* Source data:
+ + + + +

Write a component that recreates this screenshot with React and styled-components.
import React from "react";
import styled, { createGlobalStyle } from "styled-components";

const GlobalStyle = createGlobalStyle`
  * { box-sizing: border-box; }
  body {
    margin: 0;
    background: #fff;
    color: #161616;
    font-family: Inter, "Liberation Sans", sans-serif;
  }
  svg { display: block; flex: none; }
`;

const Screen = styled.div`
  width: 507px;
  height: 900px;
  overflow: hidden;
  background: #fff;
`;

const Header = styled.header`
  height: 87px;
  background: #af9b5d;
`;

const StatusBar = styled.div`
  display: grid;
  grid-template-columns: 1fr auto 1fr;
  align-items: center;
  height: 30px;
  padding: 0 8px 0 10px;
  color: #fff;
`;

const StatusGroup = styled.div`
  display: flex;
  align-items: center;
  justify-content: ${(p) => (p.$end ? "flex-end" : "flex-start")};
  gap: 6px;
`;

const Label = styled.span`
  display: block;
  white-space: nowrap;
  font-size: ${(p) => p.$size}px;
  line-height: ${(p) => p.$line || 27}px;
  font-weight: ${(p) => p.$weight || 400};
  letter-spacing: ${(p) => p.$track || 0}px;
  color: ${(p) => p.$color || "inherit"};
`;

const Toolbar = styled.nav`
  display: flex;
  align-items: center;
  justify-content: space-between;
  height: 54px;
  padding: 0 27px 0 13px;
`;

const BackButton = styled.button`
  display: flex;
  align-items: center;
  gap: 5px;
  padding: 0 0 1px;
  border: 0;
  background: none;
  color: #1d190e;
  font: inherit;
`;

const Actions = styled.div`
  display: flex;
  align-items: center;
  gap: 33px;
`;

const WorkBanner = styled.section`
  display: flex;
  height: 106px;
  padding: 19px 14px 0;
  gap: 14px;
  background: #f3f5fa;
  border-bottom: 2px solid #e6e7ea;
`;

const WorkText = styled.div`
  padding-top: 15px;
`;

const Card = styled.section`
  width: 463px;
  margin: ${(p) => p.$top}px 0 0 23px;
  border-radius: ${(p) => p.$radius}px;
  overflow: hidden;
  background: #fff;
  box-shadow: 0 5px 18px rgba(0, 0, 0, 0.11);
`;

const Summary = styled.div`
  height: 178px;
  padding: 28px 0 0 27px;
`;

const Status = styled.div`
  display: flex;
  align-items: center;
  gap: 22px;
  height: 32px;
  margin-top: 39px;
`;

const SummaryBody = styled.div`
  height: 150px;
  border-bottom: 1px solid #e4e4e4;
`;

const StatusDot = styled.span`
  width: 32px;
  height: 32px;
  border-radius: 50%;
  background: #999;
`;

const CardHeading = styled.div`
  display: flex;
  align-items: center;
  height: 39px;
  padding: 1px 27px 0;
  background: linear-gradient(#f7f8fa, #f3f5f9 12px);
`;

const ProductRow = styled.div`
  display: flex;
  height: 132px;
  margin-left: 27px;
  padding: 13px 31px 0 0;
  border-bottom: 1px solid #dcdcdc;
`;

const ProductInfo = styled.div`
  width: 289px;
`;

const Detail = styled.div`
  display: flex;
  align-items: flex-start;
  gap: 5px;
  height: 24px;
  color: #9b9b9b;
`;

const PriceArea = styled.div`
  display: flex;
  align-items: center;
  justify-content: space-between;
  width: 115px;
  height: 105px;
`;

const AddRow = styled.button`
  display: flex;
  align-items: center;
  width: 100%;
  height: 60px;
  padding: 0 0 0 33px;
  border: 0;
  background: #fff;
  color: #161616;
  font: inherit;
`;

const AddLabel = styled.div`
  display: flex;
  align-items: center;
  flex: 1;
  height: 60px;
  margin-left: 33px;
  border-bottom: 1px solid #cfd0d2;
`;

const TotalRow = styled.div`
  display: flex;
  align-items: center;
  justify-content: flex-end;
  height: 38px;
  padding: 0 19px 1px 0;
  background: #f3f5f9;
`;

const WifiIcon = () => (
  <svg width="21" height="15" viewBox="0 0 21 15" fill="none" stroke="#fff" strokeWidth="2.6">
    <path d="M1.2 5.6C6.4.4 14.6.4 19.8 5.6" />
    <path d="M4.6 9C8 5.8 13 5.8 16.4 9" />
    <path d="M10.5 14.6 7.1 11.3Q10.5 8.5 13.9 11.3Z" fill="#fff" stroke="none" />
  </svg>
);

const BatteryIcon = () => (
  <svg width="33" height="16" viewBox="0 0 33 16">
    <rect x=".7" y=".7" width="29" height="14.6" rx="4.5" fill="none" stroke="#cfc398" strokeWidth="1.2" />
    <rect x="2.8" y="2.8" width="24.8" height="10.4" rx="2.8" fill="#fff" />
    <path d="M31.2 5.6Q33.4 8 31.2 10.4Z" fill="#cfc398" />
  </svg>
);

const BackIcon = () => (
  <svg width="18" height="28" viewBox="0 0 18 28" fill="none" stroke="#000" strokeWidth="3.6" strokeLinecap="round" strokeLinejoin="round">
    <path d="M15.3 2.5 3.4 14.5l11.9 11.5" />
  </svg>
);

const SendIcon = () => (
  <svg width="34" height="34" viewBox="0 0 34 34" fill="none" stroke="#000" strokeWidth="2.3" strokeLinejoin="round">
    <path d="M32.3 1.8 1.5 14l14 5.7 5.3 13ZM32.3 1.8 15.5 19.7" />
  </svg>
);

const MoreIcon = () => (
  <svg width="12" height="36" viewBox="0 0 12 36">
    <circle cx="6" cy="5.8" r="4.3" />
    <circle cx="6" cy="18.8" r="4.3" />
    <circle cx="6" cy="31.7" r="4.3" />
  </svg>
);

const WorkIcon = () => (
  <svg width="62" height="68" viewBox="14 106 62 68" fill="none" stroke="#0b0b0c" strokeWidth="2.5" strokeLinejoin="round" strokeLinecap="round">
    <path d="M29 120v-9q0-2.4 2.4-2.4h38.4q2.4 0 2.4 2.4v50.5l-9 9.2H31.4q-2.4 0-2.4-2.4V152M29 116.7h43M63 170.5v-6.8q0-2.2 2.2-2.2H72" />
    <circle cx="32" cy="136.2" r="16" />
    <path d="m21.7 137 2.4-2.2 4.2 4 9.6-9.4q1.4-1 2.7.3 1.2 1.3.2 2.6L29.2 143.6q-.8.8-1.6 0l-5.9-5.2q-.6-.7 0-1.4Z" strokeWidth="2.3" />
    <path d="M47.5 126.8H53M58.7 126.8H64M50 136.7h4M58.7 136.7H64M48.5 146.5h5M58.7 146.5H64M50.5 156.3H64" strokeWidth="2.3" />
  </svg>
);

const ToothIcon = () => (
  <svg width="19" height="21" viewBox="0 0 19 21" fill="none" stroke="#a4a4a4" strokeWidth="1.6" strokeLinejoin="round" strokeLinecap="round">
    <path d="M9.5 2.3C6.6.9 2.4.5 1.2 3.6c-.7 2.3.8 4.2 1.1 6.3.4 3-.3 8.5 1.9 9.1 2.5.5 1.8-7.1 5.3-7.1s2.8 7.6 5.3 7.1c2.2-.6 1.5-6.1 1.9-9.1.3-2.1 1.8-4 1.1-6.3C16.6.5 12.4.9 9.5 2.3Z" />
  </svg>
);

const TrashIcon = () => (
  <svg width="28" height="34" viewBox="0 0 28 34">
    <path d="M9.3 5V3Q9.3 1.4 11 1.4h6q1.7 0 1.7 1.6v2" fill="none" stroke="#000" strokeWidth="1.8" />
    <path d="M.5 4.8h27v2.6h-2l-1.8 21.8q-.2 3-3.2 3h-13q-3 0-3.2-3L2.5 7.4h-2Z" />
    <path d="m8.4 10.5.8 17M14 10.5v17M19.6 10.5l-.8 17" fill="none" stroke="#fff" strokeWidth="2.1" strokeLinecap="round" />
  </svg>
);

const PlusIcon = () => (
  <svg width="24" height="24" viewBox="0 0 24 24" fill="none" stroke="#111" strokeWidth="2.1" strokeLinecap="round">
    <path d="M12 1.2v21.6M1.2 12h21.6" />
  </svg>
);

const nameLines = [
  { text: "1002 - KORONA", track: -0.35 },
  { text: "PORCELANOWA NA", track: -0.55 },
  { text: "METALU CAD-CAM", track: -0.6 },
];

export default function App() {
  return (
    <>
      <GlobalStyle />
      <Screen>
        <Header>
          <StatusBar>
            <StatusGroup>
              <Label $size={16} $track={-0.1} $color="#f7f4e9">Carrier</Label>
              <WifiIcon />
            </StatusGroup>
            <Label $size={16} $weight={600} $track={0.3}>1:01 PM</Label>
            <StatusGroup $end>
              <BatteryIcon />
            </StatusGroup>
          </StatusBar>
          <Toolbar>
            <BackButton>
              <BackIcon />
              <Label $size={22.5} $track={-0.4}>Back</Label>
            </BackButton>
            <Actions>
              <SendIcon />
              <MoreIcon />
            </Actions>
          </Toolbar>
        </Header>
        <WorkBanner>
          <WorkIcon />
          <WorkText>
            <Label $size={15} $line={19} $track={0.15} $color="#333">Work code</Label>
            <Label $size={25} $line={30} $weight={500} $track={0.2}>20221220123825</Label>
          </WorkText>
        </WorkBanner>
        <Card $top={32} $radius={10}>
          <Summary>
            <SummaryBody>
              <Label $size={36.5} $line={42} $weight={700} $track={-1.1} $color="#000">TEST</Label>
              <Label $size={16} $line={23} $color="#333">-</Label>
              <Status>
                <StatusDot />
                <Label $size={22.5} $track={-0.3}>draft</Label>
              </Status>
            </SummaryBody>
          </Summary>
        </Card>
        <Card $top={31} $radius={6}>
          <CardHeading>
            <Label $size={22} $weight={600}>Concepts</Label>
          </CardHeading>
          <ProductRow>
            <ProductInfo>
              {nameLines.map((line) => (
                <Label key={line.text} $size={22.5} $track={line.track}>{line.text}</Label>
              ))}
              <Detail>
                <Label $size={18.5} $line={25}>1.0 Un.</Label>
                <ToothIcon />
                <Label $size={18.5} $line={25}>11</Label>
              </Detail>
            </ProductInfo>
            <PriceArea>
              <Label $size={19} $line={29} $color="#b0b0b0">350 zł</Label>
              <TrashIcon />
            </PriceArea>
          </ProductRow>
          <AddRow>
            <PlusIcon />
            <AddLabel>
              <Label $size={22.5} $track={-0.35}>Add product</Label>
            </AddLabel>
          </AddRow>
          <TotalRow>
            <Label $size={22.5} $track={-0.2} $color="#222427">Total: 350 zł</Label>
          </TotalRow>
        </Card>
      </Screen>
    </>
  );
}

+ + + + +

* Problem requirements: Which lines hold the string "components"? Copy all of them from the data above.

* Result for this task:
Write a component that recreates this screenshot with React and styled-components.
import styled, { createGlobalStyle } from "styled-components";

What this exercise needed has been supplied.